_Do this_: Repeat the listing that follows, character for character, minus the pictures.

==================================================

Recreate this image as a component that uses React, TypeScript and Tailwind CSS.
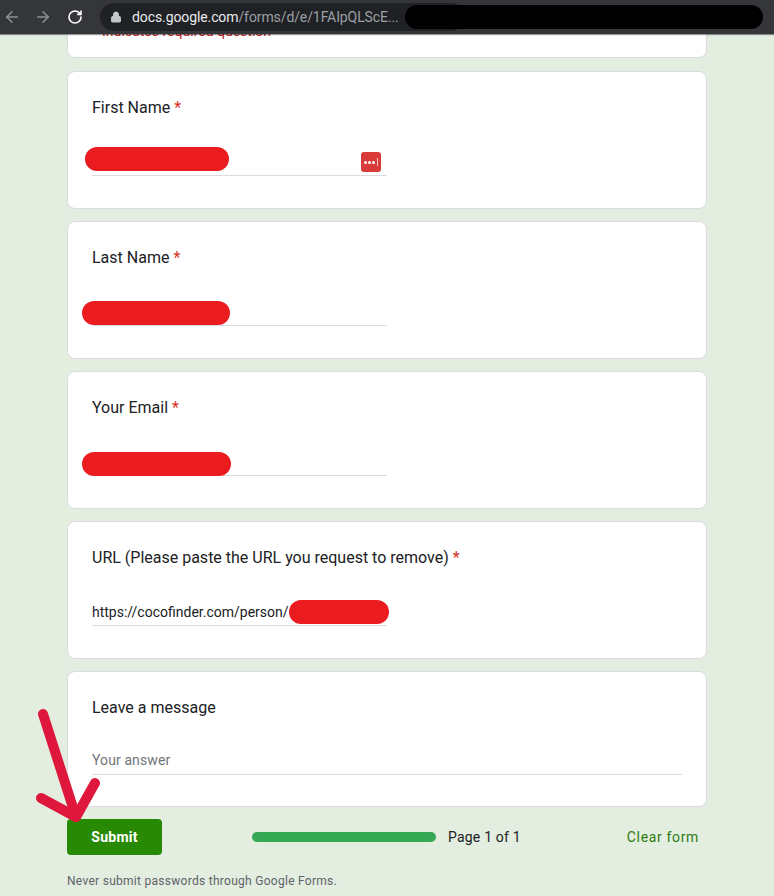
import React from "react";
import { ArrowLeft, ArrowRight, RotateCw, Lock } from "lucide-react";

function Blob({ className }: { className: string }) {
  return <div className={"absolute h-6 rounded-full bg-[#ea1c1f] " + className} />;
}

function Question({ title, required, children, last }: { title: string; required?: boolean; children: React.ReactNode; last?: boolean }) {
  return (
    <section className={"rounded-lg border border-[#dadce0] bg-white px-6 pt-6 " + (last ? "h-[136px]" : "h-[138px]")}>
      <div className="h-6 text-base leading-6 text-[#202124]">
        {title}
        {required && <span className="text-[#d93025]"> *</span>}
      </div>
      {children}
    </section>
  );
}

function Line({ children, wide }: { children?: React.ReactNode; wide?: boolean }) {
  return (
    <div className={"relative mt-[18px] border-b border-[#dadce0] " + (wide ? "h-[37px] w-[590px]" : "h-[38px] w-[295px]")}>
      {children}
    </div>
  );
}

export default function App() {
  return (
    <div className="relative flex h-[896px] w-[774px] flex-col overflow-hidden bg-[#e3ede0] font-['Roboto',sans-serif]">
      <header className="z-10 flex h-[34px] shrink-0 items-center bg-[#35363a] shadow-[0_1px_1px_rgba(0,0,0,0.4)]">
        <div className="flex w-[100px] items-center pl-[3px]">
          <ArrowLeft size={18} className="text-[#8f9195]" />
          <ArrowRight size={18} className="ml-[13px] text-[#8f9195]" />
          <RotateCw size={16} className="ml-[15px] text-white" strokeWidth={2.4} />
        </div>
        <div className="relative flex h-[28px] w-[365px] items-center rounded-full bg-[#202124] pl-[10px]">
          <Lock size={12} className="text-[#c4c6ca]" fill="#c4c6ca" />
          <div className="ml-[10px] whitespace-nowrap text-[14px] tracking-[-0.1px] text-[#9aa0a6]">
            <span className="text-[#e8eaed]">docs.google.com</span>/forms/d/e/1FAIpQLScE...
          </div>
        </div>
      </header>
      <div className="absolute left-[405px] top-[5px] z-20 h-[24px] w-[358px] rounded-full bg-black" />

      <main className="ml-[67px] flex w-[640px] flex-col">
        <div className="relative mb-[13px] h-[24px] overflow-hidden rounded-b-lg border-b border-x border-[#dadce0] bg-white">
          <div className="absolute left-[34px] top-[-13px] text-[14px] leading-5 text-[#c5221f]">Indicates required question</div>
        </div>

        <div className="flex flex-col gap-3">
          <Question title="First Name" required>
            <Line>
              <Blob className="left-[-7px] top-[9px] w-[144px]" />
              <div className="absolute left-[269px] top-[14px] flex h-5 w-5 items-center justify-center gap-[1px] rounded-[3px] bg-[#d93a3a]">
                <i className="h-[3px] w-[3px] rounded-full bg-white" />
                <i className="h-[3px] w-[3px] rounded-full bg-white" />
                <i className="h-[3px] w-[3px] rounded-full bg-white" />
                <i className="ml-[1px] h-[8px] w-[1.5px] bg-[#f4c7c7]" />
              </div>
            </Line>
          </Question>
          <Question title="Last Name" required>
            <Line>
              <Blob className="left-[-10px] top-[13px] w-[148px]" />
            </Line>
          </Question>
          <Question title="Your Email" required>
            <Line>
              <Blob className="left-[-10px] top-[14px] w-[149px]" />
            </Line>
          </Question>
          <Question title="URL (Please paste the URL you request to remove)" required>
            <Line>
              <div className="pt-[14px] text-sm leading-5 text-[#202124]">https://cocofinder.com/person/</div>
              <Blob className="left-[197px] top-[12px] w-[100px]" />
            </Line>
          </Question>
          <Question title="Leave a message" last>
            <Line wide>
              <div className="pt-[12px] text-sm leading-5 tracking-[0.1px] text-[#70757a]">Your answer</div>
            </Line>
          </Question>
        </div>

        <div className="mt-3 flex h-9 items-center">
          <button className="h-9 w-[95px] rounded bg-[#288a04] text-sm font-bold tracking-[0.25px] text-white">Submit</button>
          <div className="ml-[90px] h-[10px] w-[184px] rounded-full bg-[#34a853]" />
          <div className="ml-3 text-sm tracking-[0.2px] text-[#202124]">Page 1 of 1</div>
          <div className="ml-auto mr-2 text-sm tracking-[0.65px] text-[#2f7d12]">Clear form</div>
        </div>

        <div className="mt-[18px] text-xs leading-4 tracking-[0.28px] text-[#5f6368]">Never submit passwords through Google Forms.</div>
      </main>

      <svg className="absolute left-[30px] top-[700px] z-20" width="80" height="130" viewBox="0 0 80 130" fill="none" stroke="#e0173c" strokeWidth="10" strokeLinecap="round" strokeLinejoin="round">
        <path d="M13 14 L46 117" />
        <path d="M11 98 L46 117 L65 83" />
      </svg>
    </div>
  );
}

==================================================

_Task response_:
Recreate this image as a component that uses React, TypeScript and Tailwind CSS.
import React from "react";
import { ArrowLeft, ArrowRight, RotateCw, Lock } from "lucide-react";

function Blob({ className }: { className: string }) {
  return <div className={"absolute h-6 rounded-full bg-[#ea1c1f] " + className} />;
}

function Question({ title, required, children, last }: { title: string; required?: boolean; children: React.ReactNode; last?: boolean }) {
  return (
    <section className={"rounded-lg border border-[#dadce0] bg-white px-6 pt-6 " + (last ? "h-[136px]" : "h-[138px]")}>
      <div className="h-6 text-base leading-6 text-[#202124]">
        {title}
        {required && <span className="text-[#d93025]"> *</span>}
      </div>
      {children}
    </section>
  );
}

function Line({ children, wide }: { children?: React.ReactNode; wide?: boolean }) {
  return (
    <div className={"relative mt-[18px] border-b border-[#dadce0] " + (wide ? "h-[37px] w-[590px]" : "h-[38px] w-[295px]")}>
      {children}
    </div>
  );
}

export default function App() {
  return (
    <div className="relative flex h-[896px] w-[774px] flex-col overflow-hidden bg-[#e3ede0] font-['Roboto',sans-serif]">
      <header className="z-10 flex h-[34px] shrink-0 items-center bg-[#35363a] shadow-[0_1px_1px_rgba(0,0,0,0.4)]">
        <div className="flex w-[100px] items-center pl-[3px]">
          <ArrowLeft size={18} className="text-[#8f9195]" />
          <ArrowRight size={18} className="ml-[13px] text-[#8f9195]" />
          <RotateCw size={16} className="ml-[15px] text-white" strokeWidth={2.4} />
        </div>
        <div className="relative flex h-[28px] w-[365px] items-center rounded-full bg-[#202124] pl-[10px]">
          <Lock size={12} className="text-[#c4c6ca]" fill="#c4c6ca" />
          <div className="ml-[10px] whitespace-nowrap text-[14px] tracking-[-0.1px] text-[#9aa0a6]">
            <span className="text-[#e8eaed]">docs.google.com</span>/forms/d/e/1FAIpQLScE...
          </div>
        </div>
      </header>
      <div className="absolute left-[405px] top-[5px] z-20 h-[24px] w-[358px] rounded-full bg-black" />

      <main className="ml-[67px] flex w-[640px] flex-col">
        <div className="relative mb-[13px] h-[24px] overflow-hidden rounded-b-lg border-b border-x border-[#dadce0] bg-white">
          <div className="absolute left-[34px] top-[-13px] text-[14px] leading-5 text-[#c5221f]">Indicates required question</div>
        </div>

        <div className="flex flex-col gap-3">
          <Question title="First Name" required>
            <Line>
              <Blob className="left-[-7px] top-[9px] w-[144px]" />
              <div className="absolute left-[269px] top-[14px] flex h-5 w-5 items-center justify-center gap-[1px] rounded-[3px] bg-[#d93a3a]">
                <i className="h-[3px] w-[3px] rounded-full bg-white" />
                <i className="h-[3px] w-[3px] rounded-full bg-white" />
                <i className="h-[3px] w-[3px] rounded-full bg-white" />
                <i className="ml-[1px] h-[8px] w-[1.5px] bg-[#f4c7c7]" />
              </div>
            </Line>
          </Question>
          <Question title="Last Name" required>
            <Line>
              <Blob className="left-[-10px] top-[13px] w-[148px]" />
            </Line>
          </Question>
          <Question title="Your Email" required>
            <Line>
              <Blob className="left-[-10px] top-[14px] w-[149px]" />
            </Line>
          </Question>
          <Question title="URL (Please paste the URL you request to remove)" required>
            <Line>
              <div className="pt-[14px] text-sm leading-5 text-[#202124]">https://cocofinder.com/person/</div>
              <Blob className="left-[197px] top-[12px] w-[100px]" />
            </Line>
          </Question>
          <Question title="Leave a message" last>
            <Line wide>
              <div className="pt-[12px] text-sm leading-5 tracking-[0.1px] text-[#70757a]">Your answer</div>
            </Line>
          </Question>
        </div>

        <div className="mt-3 flex h-9 items-center">
          <button className="h-9 w-[95px] rounded bg-[#288a04] text-sm font-bold tracking-[0.25px] text-white">Submit</button>
          <div className="ml-[90px] h-[10px] w-[184px] rounded-full bg-[#34a853]" />
          <div className="ml-3 text-sm tracking-[0.2px] text-[#202124]">Page 1 of 1</div>
          <div className="ml-auto mr-2 text-sm tracking-[0.65px] text-[#2f7d12]">Clear form</div>
        </div>

        <div className="mt-[18px] text-xs leading-4 tracking-[0.28px] text-[#5f6368]">Never submit passwords through Google Forms.</div>
      </main>

      <svg className="absolute left-[30px] top-[700px] z-20" width="80" height="130" viewBox="0 0 80 130" fill="none" stroke="#e0173c" strokeWidth="10" strokeLinecap="round" strokeLinejoin="round">
        <path d="M13 14 L46 117" />
        <path d="M11 98 L46 117 L65 83" />
      </svg>
    </div>
  );
}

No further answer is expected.